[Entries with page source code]
* Start *
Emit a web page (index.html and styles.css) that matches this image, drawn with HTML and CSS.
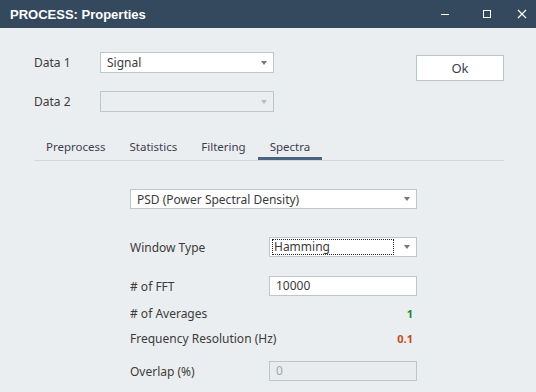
FILE: index.html
```html
<!DOCTYPE html>
<html lang="en">
<head>
  <meta charset="UTF-8">
  <title>PROCESS: Properties</title>
  <link rel="stylesheet" href="styles.css">
</head>
<body>
  <div class="window">
    <div class="titlebar">
      <span class="title">PROCESS: Properties</span>
      <div class="controls">
        <span class="ctl"><svg width="10" height="10" viewBox="0 0 10 10"><path d="M1 5.5h8" stroke="#fff" stroke-width="1"/></svg></span>
        <span class="ctl"><svg width="10" height="10" viewBox="0 0 10 10"><rect x="1.5" y="1.5" width="7" height="7" fill="none" stroke="#fff" stroke-width="1"/></svg></span>
        <span class="ctl last"><svg width="10" height="10" viewBox="0 0 10 10"><path d="M1 1L9 9M9 1L1 9" stroke="#fff" stroke-width="1.2"/></svg></span>
      </div>
    </div>

    <div class="top">
      <div class="data-rows">
        <div class="data-row">
          <span class="data-label">Data 1</span>
          <div class="combo data-combo"><span>Signal</span><i class="arrow"></i></div>
        </div>
        <div class="data-row">
          <span class="data-label">Data 2</span>
          <div class="combo data-combo disabled"><span></span><i class="arrow"></i></div>
        </div>
      </div>
      <button class="ok">Ok</button>
    </div>

    <div class="tabs">
      <span class="tab">Preprocess</span>
      <span class="tab">Statistics</span>
      <span class="tab">Filtering</span>
      <span class="tab active">Spectra</span>
    </div>

    <div class="panel">
      <div class="combo psd"><span>PSD (Power Spectral Density)</span><i class="arrow"></i></div>

      <div class="row window-row">
        <span class="lbl">Window Type</span>
        <div class="combo field focus"><span class="focus-box">Hamming</span><i class="arrow"></i></div>
      </div>
      <div class="row fft-row">
        <span class="lbl"># of FFT</span>
        <div class="input field">10000</div>
      </div>
      <div class="row avg-row">
        <span class="lbl"># of Averages</span>
        <span class="val green">1</span>
      </div>
      <div class="row res-row">
        <span class="lbl">Frequency Resolution (Hz)</span>
        <span class="val red">0.1</span>
      </div>
      <div class="row overlap-row">
        <span class="lbl">Overlap (%)</span>
        <div class="input field disabled">0</div>
      </div>
    </div>
  </div>
</body>
</html>
```

FILE: styles.css
```css
body {
  margin: 0;
  font-family: 'Noto Sans', 'Liberation Sans', sans-serif;
  font-size: 12px;
  color: #3b3b3b;
  background: #ebeef0;
}

.window {
  width: 536px;
  height: 392px;
  overflow: hidden;
}

.titlebar {
  height: 28px;
  background: #35495e;
  display: flex;
  align-items: center;
  justify-content: space-between;
  padding-left: 10px;
}

.title {
  color: #fff;
  font-family: 'Liberation Sans', sans-serif;
  font-weight: bold;
  font-size: 13px;
}

.controls {
  display: flex;
  height: 28px;
}

.ctl {
  width: 42px;
  display: flex;
  align-items: center;
  justify-content: center;
}

.ctl.last {
  width: 28px;
}

.top {
  display: flex;
  justify-content: space-between;
  padding: 24px 32px 0 34px;
}

.data-rows {
  display: flex;
  flex-direction: column;
  gap: 18px;
}

.data-row {
  display: flex;
  align-items: center;
}

.data-label {
  width: 66px;
}

.combo {
  box-sizing: border-box;
  height: 21px;
  background: #fff;
  border: 1px solid #bcc7c8;
  display: flex;
  align-items: center;
  justify-content: space-between;
  padding: 0 6px 0 6px;
}

.combo.disabled {
  background: #ebeef0;
}

.arrow {
  width: 0;
  height: 0;
  border-left: 3.5px solid transparent;
  border-right: 3.5px solid transparent;
  border-top: 4px solid #777;
}

.disabled .arrow {
  border-top-color: #bbb;
}

.data-combo {
  width: 174px;
}

.ok {
  margin-top: 3px;
  width: 88px;
  height: 26px;
  background: #fff;
  border: 1px solid #b9c7c7;
  font-family: 'Noto Sans', sans-serif;
  font-size: 13px;
  color: #3b4050;
  padding: 0;
}

.tabs {
  margin: 22px 32px 0 34px;
  height: 26px;
  display: flex;
  border-bottom: 1px solid #d2d7da;
}

.tab {
  padding: 2px 12px 0;
  line-height: 22px;
  font-size: 11.5px;
  color: #3d3d50;
}

.tab.active {
  box-shadow: inset 0 -3px 0 #4a6480;
}

.panel {
  padding: 28px 0 0 130px;
  width: 287px;
}

.psd {
  height: 20px;
}

.row {
  display: flex;
  align-items: center;
  justify-content: space-between;
}

.field {
  box-sizing: border-box;
  width: 148px;
  height: 20px;
}

.input {
  background: #fff;
  border: 1px solid #bcc7c8;
  padding: 0 6px;
  line-height: 18px;
}

.input.disabled {
  background: #e9ecee;
  color: #a0a8aa;
}

.focus.combo {
  padding: 0 6px 0 2px;
}

.focus-box {
  flex: 1;
  margin-right: 10px;
  border: 1px dotted #222;
  line-height: 14px;
  padding-left: 1px;
}

.window-row {
  margin-top: 28px;
}

.fft-row {
  margin-top: 19px;
}

.avg-row {
  margin-top: 8px;
  height: 18px;
}

.res-row {
  margin-top: 7px;
  height: 18px;
}

.overlap-row {
  margin-top: 14px;
}

.val {
  font-weight: bold;
  padding-right: 4px;
  font-size: 11px;
}

.green {
  color: #1a8a2e;
}

.red {
  color: #c24a16;
}
```
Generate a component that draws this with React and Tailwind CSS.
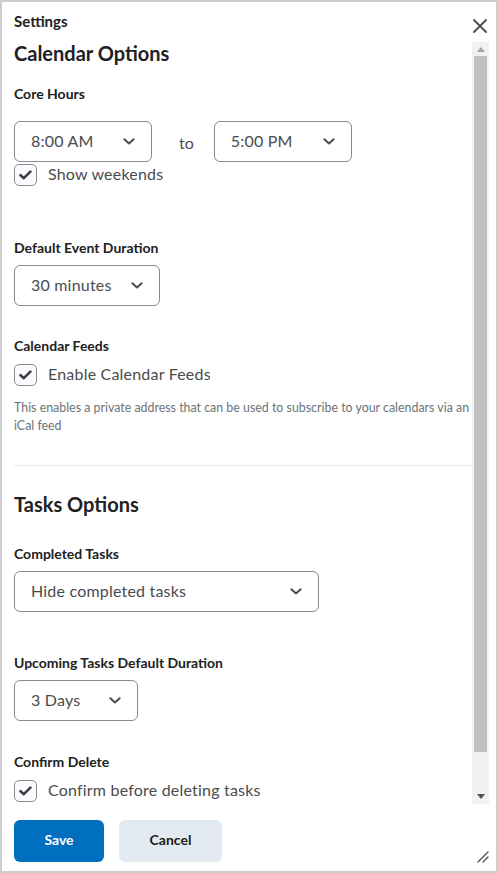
* End *
» Set exercise
Output the records above exactly as they are, leaving out the pictures.

» Worked solution
Emit a web page (index.html and styles.css) that matches this image, drawn with HTML and CSS.
FILE: index.html
```html
<!DOCTYPE html>
<html lang="en">
<head>
  <meta charset="UTF-8">
  <title>PROCESS: Properties</title>
  <link rel="stylesheet" href="styles.css">
</head>
<body>
  <div class="window">
    <div class="titlebar">
      <span class="title">PROCESS: Properties</span>
      <div class="controls">
        <span class="ctl"><svg width="10" height="10" viewBox="0 0 10 10"><path d="M1 5.5h8" stroke="#fff" stroke-width="1"/></svg></span>
        <span class="ctl"><svg width="10" height="10" viewBox="0 0 10 10"><rect x="1.5" y="1.5" width="7" height="7" fill="none" stroke="#fff" stroke-width="1"/></svg></span>
        <span class="ctl last"><svg width="10" height="10" viewBox="0 0 10 10"><path d="M1 1L9 9M9 1L1 9" stroke="#fff" stroke-width="1.2"/></svg></span>
      </div>
    </div>

    <div class="top">
      <div class="data-rows">
        <div class="data-row">
          <span class="data-label">Data 1</span>
          <div class="combo data-combo"><span>Signal</span><i class="arrow"></i></div>
        </div>
        <div class="data-row">
          <span class="data-label">Data 2</span>
          <div class="combo data-combo disabled"><span></span><i class="arrow"></i></div>
        </div>
      </div>
      <button class="ok">Ok</button>
    </div>

    <div class="tabs">
      <span class="tab">Preprocess</span>
      <span class="tab">Statistics</span>
      <span class="tab">Filtering</span>
      <span class="tab active">Spectra</span>
    </div>

    <div class="panel">
      <div class="combo psd"><span>PSD (Power Spectral Density)</span><i class="arrow"></i></div>

      <div class="row window-row">
        <span class="lbl">Window Type</span>
        <div class="combo field focus"><span class="focus-box">Hamming</span><i class="arrow"></i></div>
      </div>
      <div class="row fft-row">
        <span class="lbl"># of FFT</span>
        <div class="input field">10000</div>
      </div>
      <div class="row avg-row">
        <span class="lbl"># of Averages</span>
        <span class="val green">1</span>
      </div>
      <div class="row res-row">
        <span class="lbl">Frequency Resolution (Hz)</span>
        <span class="val red">0.1</span>
      </div>
      <div class="row overlap-row">
        <span class="lbl">Overlap (%)</span>
        <div class="input field disabled">0</div>
      </div>
    </div>
  </div>
</body>
</html>
```

FILE: styles.css
```css
body {
  margin: 0;
  font-family: 'Noto Sans', 'Liberation Sans', sans-serif;
  font-size: 12px;
  color: #3b3b3b;
  background: #ebeef0;
}

.window {
  width: 536px;
  height: 392px;
  overflow: hidden;
}

.titlebar {
  height: 28px;
  background: #35495e;
  display: flex;
  align-items: center;
  justify-content: space-between;
  padding-left: 10px;
}

.title {
  color: #fff;
  font-family: 'Liberation Sans', sans-serif;
  font-weight: bold;
  font-size: 13px;
}

.controls {
  display: flex;
  height: 28px;
}

.ctl {
  width: 42px;
  display: flex;
  align-items: center;
  justify-content: center;
}

.ctl.last {
  width: 28px;
}

.top {
  display: flex;
  justify-content: space-between;
  padding: 24px 32px 0 34px;
}

.data-rows {
  display: flex;
  flex-direction: column;
  gap: 18px;
}

.data-row {
  display: flex;
  align-items: center;
}

.data-label {
  width: 66px;
}

.combo {
  box-sizing: border-box;
  height: 21px;
  background: #fff;
  border: 1px solid #bcc7c8;
  display: flex;
  align-items: center;
  justify-content: space-between;
  padding: 0 6px 0 6px;
}

.combo.disabled {
  background: #ebeef0;
}

.arrow {
  width: 0;
  height: 0;
  border-left: 3.5px solid transparent;
  border-right: 3.5px solid transparent;
  border-top: 4px solid #777;
}

.disabled .arrow {
  border-top-color: #bbb;
}

.data-combo {
  width: 174px;
}

.ok {
  margin-top: 3px;
  width: 88px;
  height: 26px;
  background: #fff;
  border: 1px solid #b9c7c7;
  font-family: 'Noto Sans', sans-serif;
  font-size: 13px;
  color: #3b4050;
  padding: 0;
}

.tabs {
  margin: 22px 32px 0 34px;
  height: 26px;
  display: flex;
  border-bottom: 1px solid #d2d7da;
}

.tab {
  padding: 2px 12px 0;
  line-height: 22px;
  font-size: 11.5px;
  color: #3d3d50;
}

.tab.active {
  box-shadow: inset 0 -3px 0 #4a6480;
}

.panel {
  padding: 28px 0 0 130px;
  width: 287px;
}

.psd {
  height: 20px;
}

.row {
  display: flex;
  align-items: center;
  justify-content: space-between;
}

.field {
  box-sizing: border-box;
  width: 148px;
  height: 20px;
}

.input {
  background: #fff;
  border: 1px solid #bcc7c8;
  padding: 0 6px;
  line-height: 18px;
}

.input.disabled {
  background: #e9ecee;
  color: #a0a8aa;
}

.focus.combo {
  padding: 0 6px 0 2px;
}

.focus-box {
  flex: 1;
  margin-right: 10px;
  border: 1px dotted #222;
  line-height: 14px;
  padding-left: 1px;
}

.window-row {
  margin-top: 28px;
}

.fft-row {
  margin-top: 19px;
}

.avg-row {
  margin-top: 8px;
  height: 18px;
}

.res-row {
  margin-top: 7px;
  height: 18px;
}

.overlap-row {
  margin-top: 14px;
}

.val {
  font-weight: bold;
  padding-right: 4px;
  font-size: 11px;
}

.green {
  color: #1a8a2e;
}

.red {
  color: #c24a16;
}
```
Generate a component that draws this with React and Tailwind CSS.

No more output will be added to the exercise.